Job:
State how many lines contain the string "index", and write nothing else.
┄┄┄┄┄┄┄┄┄┄
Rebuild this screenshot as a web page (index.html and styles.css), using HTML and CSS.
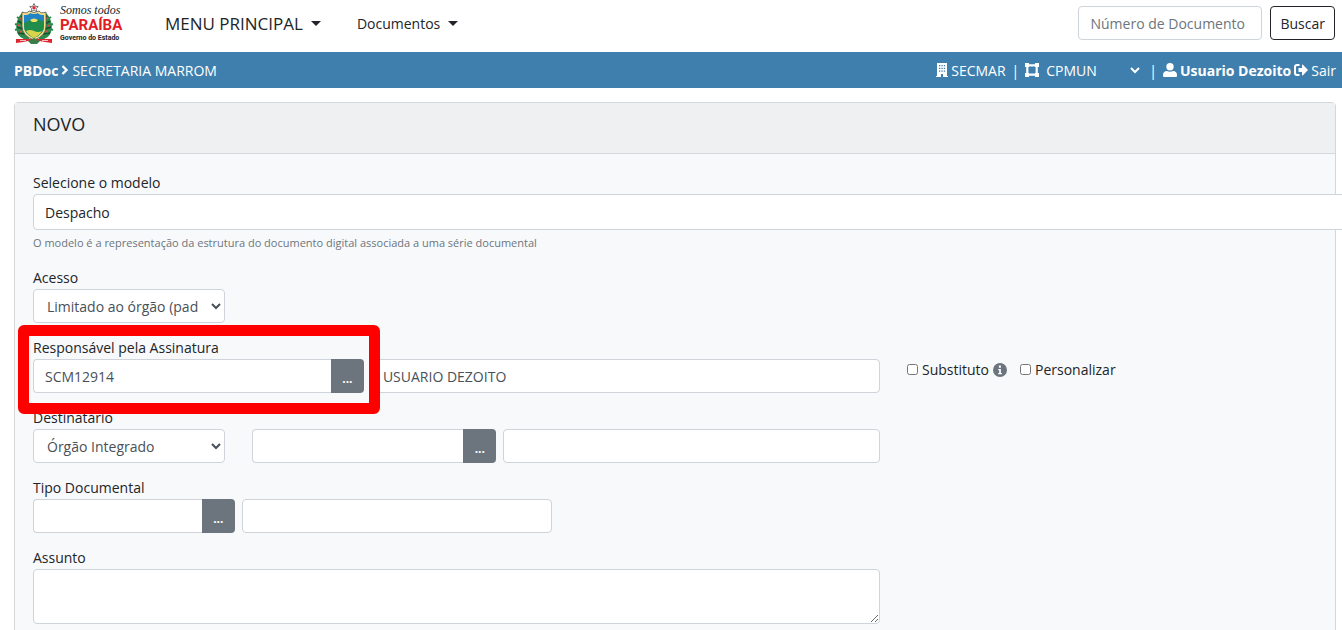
FILE: index.html
```html
<!DOCTYPE html>
<html lang="pt-BR">

<head>
    <meta charset="utf-8">
    <meta name="viewport" content="width=device-width, initial-scale=1">
    <title>PBDoc - Novo</title>
    <link rel="stylesheet" href="styles.css">
</head>

<body>

    <nav class="navbar">
        <a href="#" class="brand">
            <svg class="brasao" viewBox="0 0 40 42" aria-hidden="true">
                <path d="M9 10C3 15 1 23 3 30c1 4 5 7 11 8l3-4C9 30 8 20 11 12zM31 10c6 5 8 13 6 20-1 4-5 7-11 8l-3-4c8-4 9-14 6-22z" fill="#2c8b4c"/>
                <path d="M7 14l3 3m-6 2l5 3m-6 3l6 2m-5 4l7 1M33 14l-3 3m6 2l-5 3m6 3l-6 2m5 4l-7 1" stroke="#174f2c" stroke-width="1.500"/>
                <path d="M3 15l3 2M1 22l3 1m-3 5l3-1M37 15l-3 2m5 5l-3 1m3 5l-3-1" stroke="#2c8b4c" stroke-width="2"/>
                <path d="M6 17l2-1m-4 7l2 1m0 6l2-1M34 17l-2-1m4 7l-2 1m0 6l-2-1" stroke="#e04b43" stroke-width="1.500"/>
                <path d="M8 10q5 2 7-1 5 3 10 0 2 3 7 1v14q0 10-12 14Q8 34 8 24z" fill="#f4e08a" stroke="#555" stroke-width=".8"/>
                <path d="M10 13q5 0 6-2 4 2 8 0 1 2 6 2v11q0 8-10 12-10-4-10-12z" fill="#2184c6"/>
                <path d="M10 21l6-3 4 2 4-3 6 3v4q0 8-10 12-10-4-10-12z" fill="#218d4d"/>
                <path d="M12 29q4-2 8 0t8 0q-2 4-8 7-6-3-8-7z" fill="#d9d24b"/>
                <path d="M16 18q4-3 8 0l-2 2h-4z" fill="#f3df62"/>
                <path d="M20 1.500l1.300 2.800 3 .3-2.200 2 .7 3-2.800-1.600-2.800 1.600.7-3-2.200-2 3-.3z" fill="#fff" stroke="#555" stroke-width=".8"/>
                <circle cx="20" cy="5.800" r="1.700" fill="#d82c38"/>
                <path d="M2 37h36v4l-7-1q-11-3-22 0l-7 1z" fill="#dc2730"/>
                <path d="M14 39l6-3 6 3-3 3h-6z" fill="#3c7c46"/>
                <path d="M6 38.500h6m16 0h6" stroke="#fff" stroke-width=".7"/>
            </svg>
            <span class="brand-text">
                <span class="brand-slogan">Somos todos</span>
                <span class="brand-name">PARAÍBA</span>
                <span class="brand-sub">Governo do Estado</span>
            </span>
        </a>
        <button type="button" class="nav-menu nav-main">MENU PRINCIPAL<span class="caret"></span></button>
        <button type="button" class="nav-menu nav-docs">Documentos<span class="caret"></span></button>
        <form class="busca">
            <input type="text" class="form-control" placeholder="Número de Documento" aria-label="Número de Documento">
            <button type="button" class="btn-buscar">Buscar</button>
        </form>
    </nav>

    <div class="barra">
        <div class="barra-local">
            <strong>PBDoc</strong>
            <svg class="ico-seta" viewBox="0 0 8 10" aria-hidden="true"><path d="M1.500 1l4 4-4 4" fill="none" stroke="#fff" stroke-width="2.400"/></svg>
            <span>SECRETARIA MARROM</span>
        </div>
        <div class="barra-usuario">
            <svg class="ico-predio" viewBox="0 0 12 14" aria-hidden="true">
                <path d="M1 0h10v13h1v1H7v-3H5v3H0v-1h1z" fill="#fff"/>
                <path d="M3 2h1.300v1.300H3zM5.400 2h1.300v1.300H5.400zM7.800 2h1.300v1.300H7.800zM3 4.700h1.300V6H3zM5.400 4.700h1.300V6H5.400zM7.800 4.700h1.300V6H7.800zM3 7.400h1.300v1.300H3zM5.400 7.400h1.300v1.300H5.400zM7.800 7.400h1.300v1.300H7.800z" fill="#3f7fae"/>
            </svg>
            <span>SECMAR</span>
            <span class="divisor">|</span>
            <svg class="ico-lotacao" viewBox="0 0 14 14" aria-hidden="true">
                <path d="M2.300 2.300h9.400v9.400H2.300z" fill="none" stroke="#fff" stroke-width="2.200"/>
                <path d="M0 0h4v4H0zM10 0h4v4h-4zM0 10h4v4H0zM10 10h4v4h-4z" fill="#fff"/>
            </svg>
            <select class="lotacao" aria-label="Lotação">
                <option>CPMUN</option>
            </select>
            <span class="divisor">|</span>
            <svg class="ico-usuario" viewBox="0 0 14 14" aria-hidden="true"><path d="M7 0a3.700 3.700 0 1 1 0 7.400A3.700 3.700 0 0 1 7 0zM4 8q3 1.300 6 0 4 .3 4 4v1q0 1-1 1H1q-1 0-1-1v-1q0-3.700 4-4z" fill="#fff"/></svg>
            <strong>Usuario Dezoito</strong>
            <a href="#" class="sair">
                <svg class="ico-sair" viewBox="0 0 14 12" aria-hidden="true">
                    <path d="M5.500 1H3Q1 1 1 3v6q0 2 2 2h2.500" fill="none" stroke="#fff" stroke-width="2"/>
                    <path d="M4.500 4H8V.8q.2-.5.700-.2L14 6l-5.300 5.400q-.5.300-.7-.2V8H4.500z" fill="#fff"/>
                </svg>
                Sair
            </a>
        </div>
    </div>

    <main class="card">
        <div class="card-header">
            <h1>NOVO</h1>
        </div>
        <form class="card-body">
            <div class="grupo col-12">
                <label for="modelo">Selecione o modelo</label>
                <select id="modelo" class="form-control modelo">
                    <option>Despacho</option>
                </select>
                <small>O modelo é a representação da estrutura do documento digital associada a uma série documental</small>
            </div>

            <div class="grupo col-2">
                <label for="acesso">Acesso</label>
                <select id="acesso" class="form-control">
                    <option>Limitado ao órgão (padrão)</option>
                </select>
            </div>

            <div class="grupo col-8 nova-linha">
                <label for="responsavel">Responsável pela Assinatura</label>
                <div class="campos">
                    <div class="input-group destaque">
                        <input type="text" id="responsavel" class="form-control" value="SCM12914">
                        <button type="button" class="btn-busca">...</button>
                    </div>
                    <input type="text" class="form-control" value="USUARIO DEZOITO" aria-label="Nome do responsável">
                </div>
            </div>
            <div class="opcoes">
                <label class="check"><input type="checkbox"> Substituto
                    <svg class="ico-info" viewBox="0 0 14 14" aria-hidden="true">
                        <circle cx="7" cy="7" r="7" fill="#6c757d"/>
                        <path d="M5.300 6h2.600v4h1v1.300H5.200V10h1V7.300h-.9zM5.900 2.500h2v2.200h-2z" fill="#fff"/>
                    </svg>
                </label>
                <label class="check"><input type="checkbox"> Personalizar</label>
            </div>

            <div class="grupo col-2 nova-linha">
                <label for="destinatario">Destinatário</label>
                <select id="destinatario" class="form-control">
                    <option>Órgão Integrado</option>
                </select>
            </div>
            <div class="grupo col-6 sem-label">
                <div class="campos">
                    <div class="input-group">
                        <input type="text" class="form-control" aria-label="Sigla do órgão">
                        <button type="button" class="btn-busca">...</button>
                    </div>
                    <input type="text" class="form-control" aria-label="Nome do órgão">
                </div>
            </div>

            <div class="grupo col-5 nova-linha">
                <label for="tipo">Tipo Documental</label>
                <div class="campos">
                    <div class="input-group">
                        <input type="text" id="tipo" class="form-control">
                        <button type="button" class="btn-busca">...</button>
                    </div>
                    <input type="text" class="form-control" aria-label="Descrição do tipo">
                </div>
            </div>

            <div class="grupo col-8 nova-linha">
                <label for="assunto">Assunto</label>
                <textarea id="assunto" class="form-control assunto"></textarea>
            </div>
        </form>
    </main>

</body>

</html>
```
FILE: styles.css
```css
* {
    box-sizing: border-box;
}

body {
    margin: 0;
    overflow: hidden;
    background-color: #fff;
    color: #212529;
    font-family: "Open Sans", "Noto Sans", sans-serif;
    font-size: 14px;
    line-height: 21px;
}

input, select, textarea, button {
    margin: 0;
    font-family: inherit;
    font-size: inherit;
    line-height: inherit;
}

a {
    color: inherit;
    text-decoration: none;
}

/* topo */
.navbar {
    display: flex;
    align-items: center;
    height: 52px;
    padding: 0 7px 6px 14px;
}

.brand {
    display: flex;
    align-items: center;
    gap: 6px;
    width: 151px;
}

.brasao {
    width: 40px;
    height: 42px;
}

.brand-text {
    display: flex;
    flex-direction: column;
    white-space: nowrap;
    font-family: "Roboto", sans-serif;
}

.brand-slogan {
    font-family: "Liberation Serif", serif;
    font-style: italic;
    font-size: 12px;
    line-height: 14px;
}

.brand-name {
    color: #e31b23;
    font-weight: bold;
    font-size: 15px;
    line-height: 17px;
}

.brand-sub {
    font-weight: bold;
    font-size: 7px;
    line-height: 9px;
}

.nav-menu {
    display: flex;
    align-items: center;
    padding: 0;
    border: none;
    background: transparent;
    color: #212529;
    cursor: pointer;
}

.nav-main {
    gap: 8px;
    font-size: 17px;
}

.nav-docs {
    gap: 8px;
    margin-left: 36px;
}

.caret {
    border: 5px solid transparent;
    border-top-color: #212529;
    border-bottom: none;
}

.busca {
    display: flex;
    gap: 8px;
    margin-left: auto;
}

.busca .form-control {
    width: 184px;
}

.btn-buscar {
    padding: 0 9px;
    border: 1px solid #212529;
    border-radius: 4px;
    background-color: #fff;
    color: #212529;
    cursor: pointer;
}

/* barra azul */
.barra {
    display: flex;
    justify-content: space-between;
    align-items: center;
    height: 36px;
    padding: 0 6px 0 14px;
    background-color: #3f7fae;
    color: #fff;
}

.barra-local,
.barra-usuario,
.sair {
    display: flex;
    align-items: center;
    gap: 3px;
}

.barra svg {
    height: 14px;
}

.barra .ico-seta {
    width: 8px;
    height: 10px;
}

.barra .ico-sair {
    height: 12px;
}

.ico-predio {
    width: 12px;
}

.ico-lotacao,
.ico-usuario,
.ico-sair {
    width: 14px;
}

.divisor {
    margin: 0 3px;
}

.lotacao {
    width: 101px;
    padding: 0;
    border: none;
    background-color: transparent;
    color: #fff;
}

/* formulario */
.card {
    margin: 14px 6px 0 14px;
    border: 1px solid #d5d8db;
    border-radius: 4px;
    background-color: #f8f9fb;
}

.card-header {
    padding: 9px 18px 17px;
    border-bottom: 1px solid #d5d8db;
    background-color: #eff0f2;
}

h1 {
    margin: 0;
    font-size: 18px;
    font-weight: 500;
    line-height: 24px;
}

.card-body {
    display: grid;
    grid-template-columns: repeat(12, 1fr);
    column-gap: 27px;
    row-gap: 14px;
    padding: 18px;
}

.grupo {
    display: flex;
    flex-direction: column;
    min-width: 0;
}

.grupo label {
    margin-bottom: 1px;
}

.col-2 { grid-column-end: span 2; }
.col-5 { grid-column-end: span 5; }
.col-6 { grid-column-end: span 6; }
.col-8 { grid-column-end: span 8; }
.col-12 { grid-column-end: span 12; }

.nova-linha {
    grid-column-start: 1;
}

.sem-label {
    justify-content: flex-end;
}

.form-control {
    width: 100%;
    height: 34px;
    padding: 0 11px;
    border: 1px solid #ced4da;
    border-radius: 4px;
    background-color: #fff;
    color: #495057;
}

select.form-control {
    padding: 0 9px;
}

.form-control::placeholder {
    color: #6c757d;
}

select.modelo {
    width: 104%;
    height: 36px;
    padding: 0 11px;
    appearance: none;
    color: #212529;
}

small {
    margin: 4px 0 2px;
    color: #6c757d;
    font-size: 11px;
    line-height: 17px;
}

.campos {
    display: grid;
    grid-template-columns: minmax(0, 13fr) minmax(0, 20fr);
    gap: 7px;
}

.input-group {
    display: flex;
}

.input-group .form-control {
    flex: 1;
    min-width: 0;
    border-right: none;
    border-radius: 4px 0 0 4px;
}

.btn-busca {
    width: 33px;
    padding: 4px 0 0;
    border: none;
    border-radius: 0 4px 4px 0;
    background-color: #6c757d;
    color: #fff;
    font-size: 12px;
    font-weight: bold;
    cursor: pointer;
}

/* moldura vermelha em volta do responsavel */
.destaque {
    position: relative;
}

.destaque::after {
    content: "";
    position: absolute;
    z-index: 1;
    top: -34px;
    right: -16px;
    bottom: -21px;
    left: -15px;
    border: 11px solid #f00;
    border-radius: 6px;
    pointer-events: none;
}

.opcoes {
    grid-column: span 4;
    display: flex;
    align-items: flex-start;
    gap: 13px;
    padding-top: 22px;
}

.check {
    display: flex;
    align-items: center;
    gap: 4px;
}

.check input {
    width: 11px;
    height: 11px;
    margin: 0;
}

.ico-info {
    width: 14px;
    height: 14px;
}

.assunto {
    height: 55px;
    padding: 6px 11px;
}
```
┄┄┄┄┄┄┄┄┄┄
Exercise result:
3